Exception faite de l'épisode récessif de 2009, les bonnes performances économiques allemandes initiées au cours de la deuxième moitié des années 2000 ont porté aux nues les vertus du « modèle allemand », encensé non seulement en France mais aussi à travers toute l'Europe. Fondé principalement sur la compétitivité des entreprises et la maîtrise des comptes publics, ce dernier est apparu comme un recours aux modèles visant à stimuler la croissance par la consommation et l'endettement, qu'il soit privé ou public.

A la lumière des débats récents, il semble qu'une distinction doive être faite entre ce que l'on désigne communément sous l'appellation de « modèle allemand » et les mesures adoptées en Allemagne au début des années 2000 dans le cadre de « l'agenda 2010 » fixé par le Chancelier Gerhard Schröder et poursuivi depuis par Angela Merkel. Ces réformes ne doivent d'ailleurs pas être perçues comme une remise en cause des principes fondamentaux du « modèle allemand » mais plutôt comme une réponse aux nouveaux défis posés par l'intensification de la concurrence internationale et par les pertes de compétitivité endurées par les entreprises allemandes durant les années 1990.

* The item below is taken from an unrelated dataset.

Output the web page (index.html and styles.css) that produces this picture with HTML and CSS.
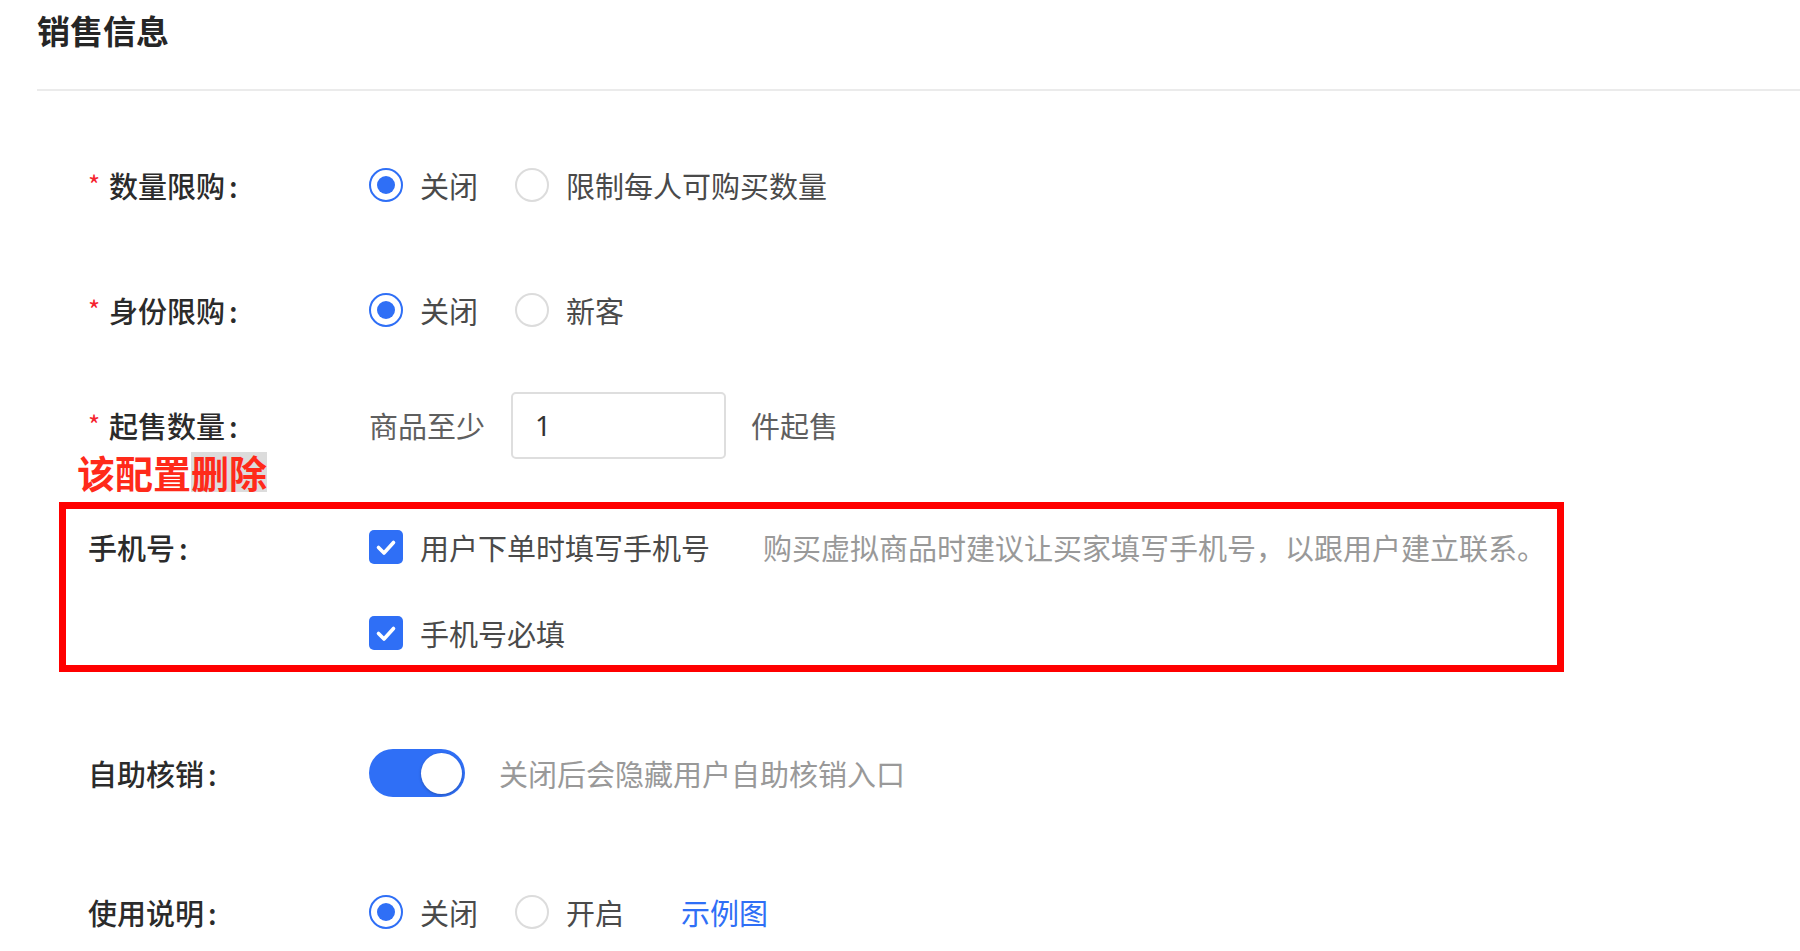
FILE: index.html
```html
<!DOCTYPE html>
<html lang="zh-CN">
<head>
<meta charset="utf-8">
<title>销售信息</title>
<link rel="stylesheet" href="styles.css">
</head>
<body>
<div class="page">
  <header class="section-header">
    <h2 class="section-title">销售信息</h2>
  </header>

  <div class="form">
    <div class="form-item item-quota">
      <div class="form-label"><span class="req">*</span>数量限购<span class="colon">:</span></div>
      <div class="form-control">
        <span class="radio checked"><span class="radio-circle"></span><span class="opt-text">关闭</span></span>
        <span class="radio"><span class="radio-circle"></span><span class="opt-text">限制每人可购买数量</span></span>
      </div>
    </div>

    <div class="form-item item-identity">
      <div class="form-label"><span class="req">*</span>身份限购<span class="colon">:</span></div>
      <div class="form-control">
        <span class="radio checked"><span class="radio-circle"></span><span class="opt-text">关闭</span></span>
        <span class="radio"><span class="radio-circle"></span><span class="opt-text">新客</span></span>
      </div>
    </div>

    <div class="form-item item-min">
      <div class="form-label"><span class="req">*</span>起售数量<span class="colon">:</span></div>
      <div class="form-control">
        <span class="text-muted">商品至少</span>
        <span class="input-box">1</span>
        <span class="text-muted">件起售</span>
      </div>
    </div>

    <div class="annotation">该配置<span class="mark">删除</span></div>

    <div class="highlight-box">
      <div class="form-item item-phone">
        <div class="form-label">手机号<span class="colon">:</span></div>
        <div class="form-control">
          <span class="checkbox">
            <span class="check-square"><svg viewBox="0 0 34 34" width="34" height="34"><path d="M9.5 17.5 L15 23 L24.5 12.5" fill="none" stroke="#fff" stroke-width="3.6" stroke-linecap="round" stroke-linejoin="round"/></svg></span>
            <span class="opt-text">用户下单时填写手机号</span>
          </span>
          <span class="hint hint-phone">购买虚拟商品时建议让买家填写手机号，以跟用户建立联系。</span>
        </div>
      </div>
      <div class="form-item item-required">
        <div class="form-label"></div>
        <div class="form-control">
          <span class="checkbox">
            <span class="check-square"><svg viewBox="0 0 34 34" width="34" height="34"><path d="M9.5 17.5 L15 23 L24.5 12.5" fill="none" stroke="#fff" stroke-width="3.6" stroke-linecap="round" stroke-linejoin="round"/></svg></span>
            <span class="opt-text">手机号必填</span>
          </span>
        </div>
      </div>
    </div>

    <div class="form-item item-self">
      <div class="form-label">自助核销<span class="colon">:</span></div>
      <div class="form-control">
        <span class="switch on"><span class="switch-knob"></span></span>
        <span class="hint hint-switch">关闭后会隐藏用户自助核销入口</span>
      </div>
    </div>

    <div class="form-item item-usage">
      <div class="form-label">使用说明<span class="colon">:</span></div>
      <div class="form-control">
        <span class="radio checked"><span class="radio-circle"></span><span class="opt-text">关闭</span></span>
        <span class="radio"><span class="radio-circle"></span><span class="opt-text">开启</span></span>
        <a class="link" href="#">示例图</a>
      </div>
    </div>
  </div>
</div>
</body>
</html>
```

FILE: styles.css
```css
* {
  box-sizing: border-box;
}

html, body {
  margin: 0;
  padding: 0;
  background: #ffffff;
}

body {
  font-family: "Noto Sans CJK SC", "Noto Sans", sans-serif;
  color: #333333;
  font-size: 29px;
  line-height: 40px;
}

.page {
  width: 1800px;
  height: 951px;
  overflow: hidden;
}

.section-header {
  margin-left: 37px;
  height: 91px;
  border-bottom: 2px solid #ebebeb;
  padding-top: 10px;
}

.section-title {
  margin: 0;
  font-size: 33px;
  line-height: 40px;
  font-weight: 700;
  color: #262626;
}

.form-item {
  display: flex;
  align-items: center;
  padding-left: 88px;
  height: 68px;
}

.form-label {
  width: 281px;
  flex: none;
  color: #2b2b2b;
  font-weight: 500;
  white-space: nowrap;
}

.colon {
  margin-left: 4px;
}

.req {
  display: inline-block;
  width: 21px;
  color: #f5222d;
  font-size: 26px;
  font-weight: 400;
  vertical-align: top;
  line-height: 38px;
}

.form-control {
  display: flex;
  align-items: center;
  white-space: nowrap;
}

.item-quota { margin-top: 60px; }
.item-identity { margin-top: 57px; }
.item-min { margin-top: 47px; }

.radio {
  display: inline-flex;
  align-items: center;
  margin-right: 37px;
}

.radio-circle {
  width: 34px;
  height: 34px;
  border-radius: 50%;
  border: 2px solid #dcdcdc;
  margin-right: 17px;
  display: flex;
  align-items: center;
  justify-content: center;
  flex: none;
}

.radio.checked .radio-circle {
  border-color: #2f6ff6;
}

.radio.checked .radio-circle::after {
  content: "";
  width: 18px;
  height: 18px;
  border-radius: 50%;
  background: #2f6ff6;
}

.opt-text {
  color: #4a4a4a;
}

.text-muted {
  color: #5f5f5f;
}

.input-box {
  width: 215px;
  height: 67px;
  border: 2px solid #dedede;
  border-radius: 5px;
  margin: 0 25px 0 26px;
  padding-left: 22px;
  display: flex;
  align-items: center;
  color: #333333;
  font-family: "Noto Sans", "Noto Sans CJK SC", sans-serif;
  font-size: 28px;
}

.annotation {
  margin-top: -7px;
  margin-left: 77px;
  height: 40px;
  font-size: 38px;
  line-height: 40px;
  font-weight: 700;
  color: #ff2a1a;
  display: flex;
}

.mark {
  background: #dcdcdc;
}

.highlight-box {
  margin-top: 10px;
  margin-left: 59px;
  width: 1505px;
  border: 7px solid #ff0000;
  padding: 20px 0 14px 0;
}

.highlight-box .form-item {
  padding-left: 22px;
  height: 36px;
}

.highlight-box .item-required {
  margin-top: 50px;
}

.checkbox {
  display: inline-flex;
  align-items: center;
}

.check-square {
  width: 34px;
  height: 34px;
  border-radius: 5px;
  background: #2f6ff6;
  margin-right: 17px;
  display: flex;
  flex: none;
}

.hint {
  color: #999999;
}

.hint-phone {
  margin-left: 53px;
}

.item-self {
  margin-top: 77px;
  height: 48px;
}

.switch {
  width: 96px;
  height: 48px;
  border-radius: 24px;
  background: #2f6ff6;
  display: flex;
  align-items: center;
  justify-content: flex-end;
  padding-right: 3px;
  flex: none;
}

.switch-knob {
  width: 41px;
  height: 41px;
  border-radius: 50%;
  background: #ffffff;
  box-shadow: 0 1px 3px rgba(0, 0, 0, 0.25);
}

.hint-switch {
  margin-left: 34px;
}

.item-usage {
  margin-top: 81px;
}

.link {
  color: #2f6ff6;
  text-decoration: none;
  margin-left: 20px;
}
```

Le modèle allemand : une économie sociale de marché

Le modèle allemand, fondé sur l'économie sociale de marché, tire ses origines de l'analyse de la crise de 1929 et s'est construit au sortir de la seconde guerre mondiale en réponse aux modèles totalitaires nazi et communiste en RDA. Il place les entreprises au c?ur de la stratégie économique et de l'intégration sociale. La croissance économique et par la suite le niveau de la consommation dépend de leur compétitivité. Celle-ci reste un moyen et n'est pas une fin en soi. Le Mittelstand, tissu d'entreprises compétitives de taille moyenne et tournées vers des stratégies de long terme, est l'incarnation de ce modèle.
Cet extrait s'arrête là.